First things first. Unless a legally valid marriage subsists, there is not need to file for a divorce or search for proof of cruelty. So first verify your marital status.
If you and the man are Hindus, your 'marriage' could have legal status under the Hindu Marriage Act or Special Marriage Act. If you two belong to different religions, only Special Marriage Act provide legal cover for marriage. Did you comply with Hindu marriage rituals anytime after attaining age of 18? Did both of you file notice before competent authority under SM Act for registration of marriage under SM Act and then follow up after one month with actual registration of marriage? If answers to both questions are negative, then you don't have a legally binding marriage and therefore no need to file for divorce.
From the available data, I presume that what you refer to as 'Court Marriage' is nothing but an agreement signed before a notary between you and him to live as man and wife. Such agreements do not constitute a valid marriage unless the requirements of personal laws of the couple or special marriage act is complied with later. If that is the only document you have executed, relax - you are not married and need not file for divorce.
If that is the case, send him a notice of annullment of the agreement citing his refusal to comply and implement its provisions during the last 7 years. Do not mention 'marriage' in your letter and refer only to agreement. To avoid pitfalls and loopholes (which he may exploit), consult a lawyer and have him draft the letter. The lawyer will take care of any supplementary requireemnts that need to be attended to.
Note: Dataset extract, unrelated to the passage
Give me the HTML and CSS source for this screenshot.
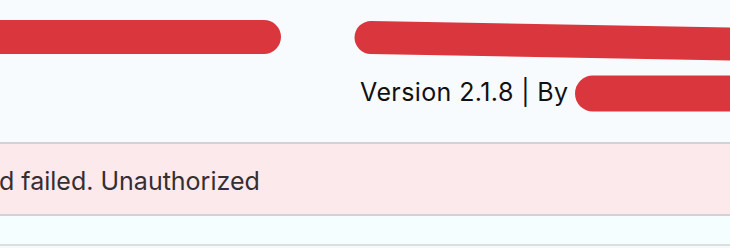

If, on the other hand, if you had complied with HM Act or SM Act to have a legally sustainable marriage, then you need to file a divorce. Even so, his failure to set up a marital home for you and take you from your parental home for 7 years is sufficient ground for proving cruelty. If you have proof of asking him to do so repeatedly, better. Even if you have nothing like that, no harm so long as he cannot prove that you voluntarily preferred to stay at your parental house. Consider this requirement only if it is proved that you have a sustainable legally valid marriage.